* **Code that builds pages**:
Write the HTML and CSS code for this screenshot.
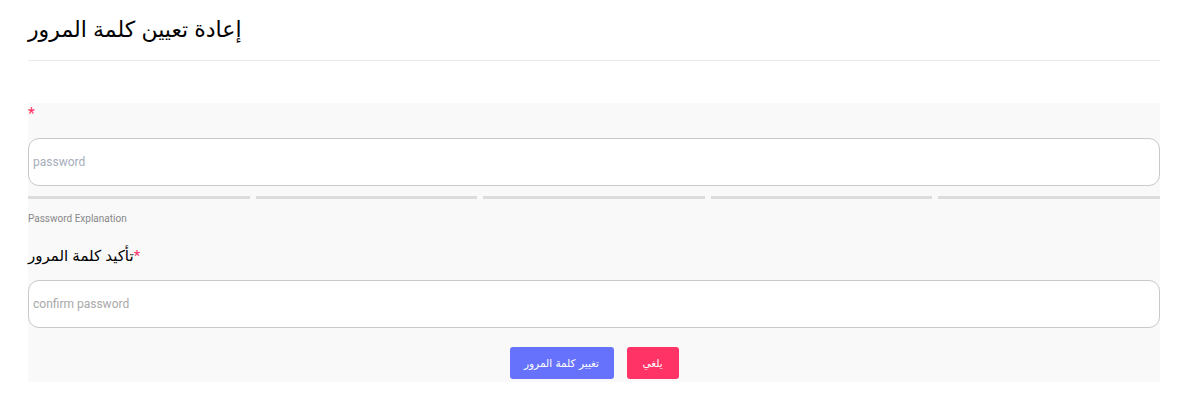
FILE: index.html
```html
<!DOCTYPE html>
<html lang="ar">
<head>
<meta charset="utf-8">
<link rel="stylesheet" href="styles.css">
</head>
<body>
<div class="page">
  <header class="head">
    <h1 class="title">إعادة تعيين كلمة المرور</h1>
  </header>
  <form class="form">
    <div class="label-row"><span class="req">*</span></div>
    <input class="field field-first" type="password" placeholder="password">
    <div class="bars">
      <span class="bar"></span><span class="bar"></span><span class="bar"></span><span class="bar"></span><span class="bar"></span>
    </div>
    <div class="explain">Password Explanation</div>
    <div class="label">تأكيد كلمة المرور<span class="req">*</span></div>
    <input class="field" type="password" placeholder="confirm password">
    <div class="actions">
      <button type="button" class="btn btn-primary">تغيير كلمة المرور</button>
      <button type="button" class="btn btn-danger">يلغي</button>
    </div>
  </form>
</div>
</body>
</html>
```
FILE: styles.css
```css
* { box-sizing: border-box; }
html, body { margin: 0; padding: 0; background: #fff; }
body { font-family: "Liberation Sans", "DejaVu Sans", Arial, sans-serif; color: #000; }
.page { padding: 0 20px 0 28px; }
.head { border-bottom: 1px solid #e9e9e9; padding: 9px 0 10px; margin-bottom: 42px; }
.title { margin: 0; font-size: 22px; font-weight: normal; line-height: 41px; }
.form { background: #f9f9f9; display: flex; flex-direction: column; padding-bottom: 3px; }
.label-row { height: 18px; padding-top: 2px; line-height: 18px; font-size: 16px; }
.req { color: #ff3366; font-family: Roboto, sans-serif; }
.field {
  display: block; width: 100%; height: 48px; border: 1px solid #c9c9c9; border-radius: 11px;
  background: #fff; padding: 0 4px; font-family: Roboto, sans-serif; font-size: 12px; color: #333; outline: none;
}
.field::placeholder { color: #a9a9a9; }
.field-first::placeholder { color: #a6adbb; }
.field-first { margin-top: 17px; }
.bars { display: flex; gap: 6px; margin-top: 10px; }
.bar { flex: 1; height: 3px; background: #dcdcdc; }
.explain { margin-top: 13px; font-family: Roboto, sans-serif; font-size: 10px; line-height: 14px; color: #888; }
.label { margin-top: 19px; font-size: 15px; line-height: 22px; margin-bottom: 13px; }
.actions { display: flex; justify-content: center; gap: 13px; margin-top: 19px; }
.btn { height: 32px; border: none; border-radius: 3px; color: #fff; font-family: "DejaVu Sans", sans-serif; font-size: 10.5px; padding: 0; }
.btn-primary { background: #6672fb; width: 104px; }
.btn-danger { background: #ff3366; width: 52px; }
```
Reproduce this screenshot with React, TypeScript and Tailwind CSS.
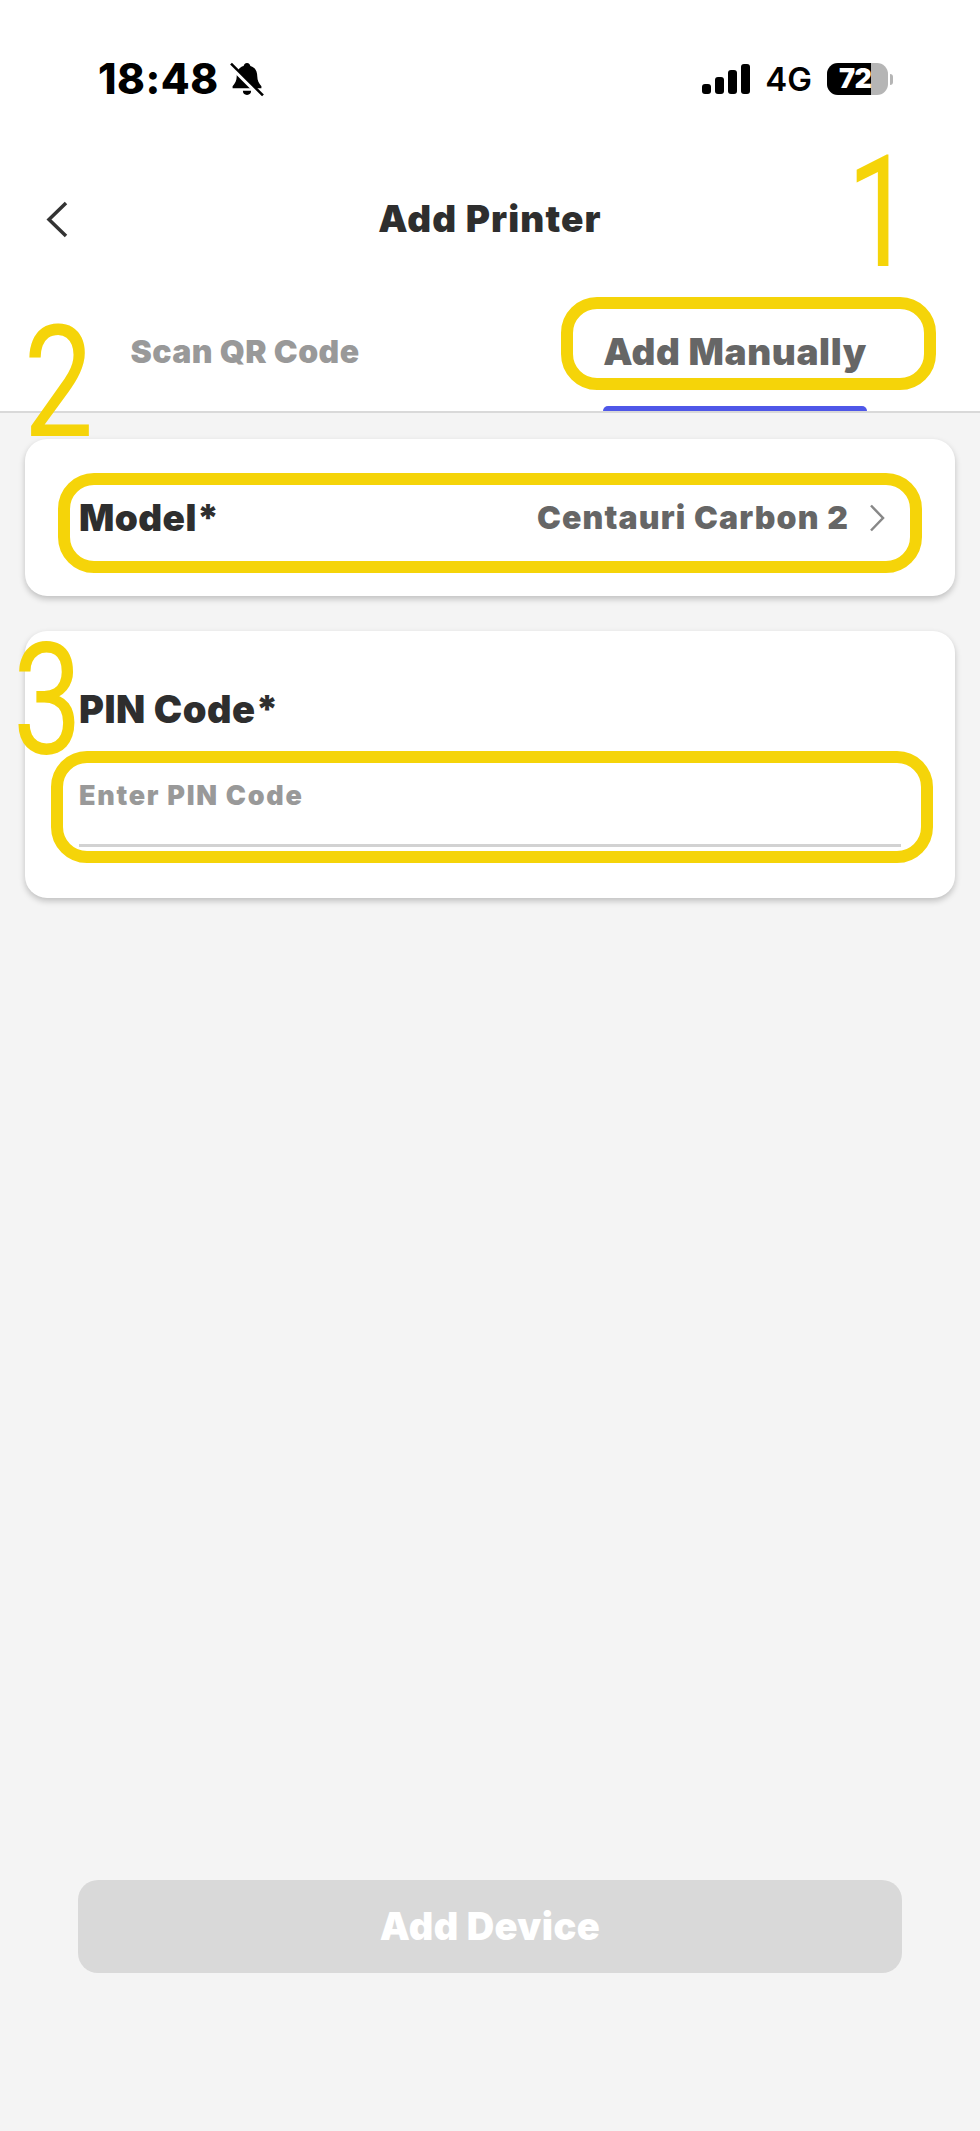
import { useState } from "react";

function StatusBar() {
  return (
    <div className="flex h-[80px] items-center justify-between pl-[98px] pr-[87px]">
      <div className="flex items-center gap-[11px]">
        <span className="text-[42px] font-extrabold leading-none tracking-[0.5px] text-black">18:48</span>
        <svg width="34" height="35" viewBox="0 0 33 34">
          <path
            d="M16.500 1c2 0 3 1.400 3.300 3 4.600 1.200 6.700 5 6.700 10 0 4 1.500 6.500 4 9.500v2H2.500v-2c2.500-3 4-5.500 4-9.500 0-5 2.100-8.800 6.700-10C13.500 2.400 14.500 1 16.500 1z"
            fill="#000"
          />
          <path d="M12.500 28h8a4 4 0 0 1-8 0z" fill="#000" />
          <path d="M1 4.500l28 28" stroke="#fff" strokeWidth="4" />
          <path d="M1 1.500l31 31" stroke="#000" strokeWidth="2.500" />
        </svg>
      </div>
      <div className="flex items-center">
        <div className="flex h-[30px] items-end gap-[4px]">
          <div className="h-[10px] w-[9px] rounded-[3px] bg-black" />
          <div className="h-[17px] w-[9px] rounded-[3px] bg-black" />
          <div className="h-[24px] w-[9px] rounded-[3px] bg-black" />
          <div className="h-[30px] w-[9px] rounded-[3px] bg-black" />
        </div>
        <span className="ml-[15px] text-[33px] font-semibold leading-none text-black">4G</span>
        <div className="relative ml-[15px] flex h-[32px] w-[61px] overflow-hidden rounded-[11px] bg-[#b5b5b5]">
          <div className="w-[44px] bg-black" />
          <span className="absolute left-[12px] top-[3px] text-[27px] font-black leading-[26px] tracking-[-0.5px] text-white">72</span>
        </div>
        <div className="ml-[2px] h-[11px] w-[3px] rounded-r-full bg-[#b5b5b5]" />
      </div>
    </div>
  );
}

function Tabs({ active, onChange }: { active: number; onChange: (i: number) => void }) {
  const tabs = ["Scan QR Code", "Add Manually"];
  return (
    <div className="grid h-[94px] grid-cols-2 border-b-2 border-[#d9d9d9] bg-white">
      {tabs.map((t, i) => (
        <button
          key={t}
          onClick={() => onChange(i)}
          className={
            active === i
              ? "relative flex flex-col items-center pt-[11px] text-[37px] font-black leading-[44px] tracking-[0.6px] text-[#666]"
              : "relative flex flex-col items-center pt-[11px] text-[32px] font-black leading-[44px] tracking-[0.4px] text-[#999]"
          }
        >
          {t}
          {active === i && <span className="absolute bottom-0 h-[5px] w-[264px] rounded-t-[6px] bg-[#4f57e8]" />}
        </button>
      ))}
    </div>
  );
}

export default function App() {
  const [tab, setTab] = useState(1);
  const [pin, setPin] = useState("");

  return (
    <div className="relative flex h-[2131px] flex-col overflow-hidden bg-[#f4f4f4] font-['Inter',sans-serif]">
      <div className="bg-white pt-[39px]">
        <StatusBar />
        <div className="relative flex h-[200px] items-center justify-center">
          <svg className="absolute left-[46px] top-[82px]" width="22" height="37" viewBox="0 0 22 37" fill="none">
            <path d="M20 2L3 18.500 20 35" stroke="#333" strokeWidth="3.500" />
          </svg>
          <h1 className="pb-[2px] text-[37px] font-black leading-none tracking-[1.1px] text-[#2e2e2e]">Add Printer</h1>
        </div>
      </div>
      <Tabs active={tab} onChange={setTab} />

      <div className="flex flex-1 flex-col gap-[35px] px-[25px] pt-[26px]">
        <div className="flex h-[157px] items-center justify-between rounded-[22px] bg-white pl-[54px] pr-[70px] shadow-[0_3px_6px_rgba(0,0,0,0.22)]">
          <span className="text-[37px] font-black tracking-[0.4px] text-[#2e2e2e]">Model*</span>
          <div className="flex items-center gap-[20px]">
            <span className="text-[32px] font-black tracking-[1.15px] text-[#666]">Centauri Carbon 2</span>
            <svg width="16" height="28" viewBox="0 0 16 28" fill="none">
              <path d="M2 1.500L14 14 2 26.500" stroke="#888" strokeWidth="2.500" />
            </svg>
          </div>
        </div>

        <div className="flex h-[267px] flex-col rounded-[22px] bg-white px-[54px] pt-[54px] shadow-[0_3px_6px_rgba(0,0,0,0.22)]">
          <span className="text-[38px] font-black leading-[48px] tracking-[0.5px] text-[#2e2e2e]">PIN Code*</span>
          <input
            value={pin}
            onChange={(e) => setPin(e.target.value)}
            placeholder="Enter PIN Code"
            className="mt-[20px] h-[94px] w-full border-b-[3px] border-[#d2d2d2] pb-[7px] text-[27px] font-black tracking-[1.7px] text-[#2e2e2e] outline-none placeholder:text-[#999]"
          />
        </div>
      </div>

      <div className="px-[78px] pb-[158px]">
        <button className="h-[93px] w-full rounded-[20px] bg-[#d9d9d9] text-[38px] font-black tracking-[0.4px] text-white">
          Add Device
        </button>
      </div>

      {/* callouts laid over the form */}
      <div className="absolute left-[561px] top-[297px] h-[93px] w-[375px] rounded-[36px] border-[12px] border-[#f5d409]" />
      <div className="absolute left-[58px] top-[473px] h-[100px] w-[864px] rounded-[36px] border-[12px] border-[#f5d409]" />
      <div className="absolute left-[51px] top-[751px] h-[112px] w-[882px] rounded-[36px] border-[12px] border-[#f5d409]" />
      <span className="absolute left-[836px] top-[136px] scale-x-[0.75] font-['Roboto',sans-serif] text-[155px] font-normal leading-[155px] text-[#f5d409]">1</span>
      <span className="absolute left-[15px] top-[306px] scale-x-[0.8] font-['Roboto',sans-serif] text-[155px] font-normal leading-[155px] text-[#f5d409]">2</span>
      <span className="absolute left-[4px] top-[623px] scale-x-[0.8] font-['Roboto',sans-serif] text-[155px] font-normal leading-[155px] text-[#f5d409]">3</span>
    </div>
  );
}
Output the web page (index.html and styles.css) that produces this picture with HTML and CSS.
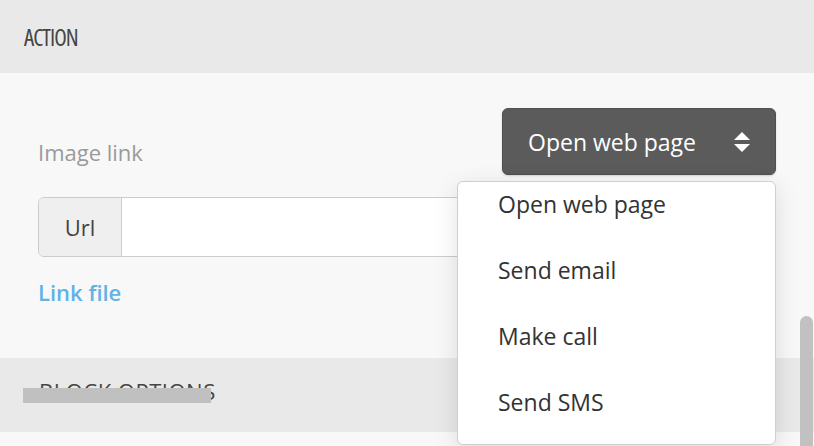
FILE: index.html
```html
<!DOCTYPE html>
<html lang="en">
<head>
  <meta charset="UTF-8" />
  <title>Block settings</title>
  <link rel="stylesheet" href="styles.css">
</head>
<body>
  <div class="panel">
    <div class="panel-head">ACTION</div>

    <div class="panel-body">
      <div class="row">
        <label class="field-label">Image link</label>
        <div class="select-wrap">
          <button class="select">
            <span>Open web page</span>
            <svg class="arrows" width="16" height="20" viewBox="0 0 16 20">
              <path d="M8 0 L16 8 L0 8 Z" fill="#fff" />
              <path d="M0 12 L16 12 L8 20 Z" fill="#fff" />
            </svg>
          </button>

          <!-- open options list -->
          <div class="dropdown">
            <ul>
              <li>Open web page</li>
              <li>Send email</li>
              <li>Make call</li>
              <li>Send SMS</li>
            </ul>
          </div>
        </div>
      </div>

      <div class="input-group">
        <span class="addon">Url</span>
        <input type="text" class="url-input" />
      </div>

      <a class="link-file" href="#">Link file</a>
    </div>

    <div class="panel-head panel-head-block">
      BLOCK OPTIONS
      <span class="redact"></span>
    </div>
    <div class="panel-rest"></div>
  </div>

  <div class="scroll-thumb"></div>
</body>
</html>
```

FILE: styles.css
```css
body {
  margin: 0;
  font-family: "Open Sans", "Noto Sans", Arial, sans-serif;
  background: #f8f8f8;
  overflow: hidden;
  height: 446px;
}

.panel-head {
  height: 73px;
  background: #e9e9e9;
  padding-left: 24px;
  display: flex;
  align-items: center;
  font-size: 23px;
  font-weight: 500;
  font-stretch: 75%;
  letter-spacing: -1px;
  color: #454545;
}

.panel-head-block {
  position: relative;
  height: 74px;
  box-sizing: border-box;
  padding: 0 0 8px 39px;
  font-size: 22px;
  font-stretch: 100%;
  letter-spacing: 0.5px;
}

.redact {
  position: absolute;
  left: 23px;
  top: 30px;
  width: 188px;
  height: 15px;
  background: #c0c0c0;
}

.panel-body {
  padding: 35px 38px 0 38px;
  height: 250px;
}

.row {
  display: flex;
  justify-content: space-between;
  align-items: center;
}

.field-label {
  font-size: 22px;
  font-weight: 500;
  color: #999a9b;
  margin-top: 20px;
}

.select-wrap {
  position: relative;
}

.select {
  width: 274px;
  height: 67px;
  background: #5b5b5b;
  border: 1px solid #505050;
  border-radius: 6px;
  color: #fff;
  font-family: inherit;
  font-size: 23px;
  font-weight: 500;
  display: flex;
  align-items: center;
  justify-content: space-between;
  padding: 0 25px 0 25px;
  box-shadow: 0 1px 2px rgba(0, 0, 0, 0.15);
}

.dropdown {
  position: absolute;
  left: -45px;
  top: 73px;
  width: 319px;
  height: 264px;
  background: #fff;
  border: 1px solid #cfcfcf;
  border-radius: 6px;
  box-sizing: border-box;
  overflow: hidden;
  box-shadow: 0 6px 24px rgba(0, 0, 0, 0.12);
  z-index: 2;
}

.dropdown ul {
  list-style: none;
  margin: -11px 0 0 0;
  padding: 0;
}

.dropdown li {
  height: 66px;
  line-height: 66px;
  padding-left: 40px;
  font-size: 23px;
  font-weight: 500;
  color: #333;
}

.input-group {
  display: flex;
  margin-top: 22px;
  height: 60px;
  border: 1px solid #cccccc;
  border-radius: 6px;
  box-sizing: border-box;
  overflow: hidden;
}

.addon {
  width: 82px;
  background: #efefef;
  border-right: 1px solid #cccccc;
  display: flex;
  align-items: center;
  justify-content: center;
  font-size: 22px;
  font-weight: 500;
  color: #444;
}

.url-input {
  flex: 1;
  border: none;
  background: #fff;
  outline: none;
}

.link-file {
  display: inline-block;
  margin-top: 20px;
  font-size: 22px;
  font-weight: 600;
  color: #62b2e6;
  text-decoration: none;
}

.panel-rest {
  height: 20px;
}

.scroll-thumb {
  position: absolute;
  left: 800px;
  top: 316px;
  width: 13px;
  height: 140px;
  background: #c1c1c1;
  border-radius: 7px;
}
```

* **Exercise**:
Your answer should be a single number: how many lines in the data above include "this"?

* **Exercise response**:
3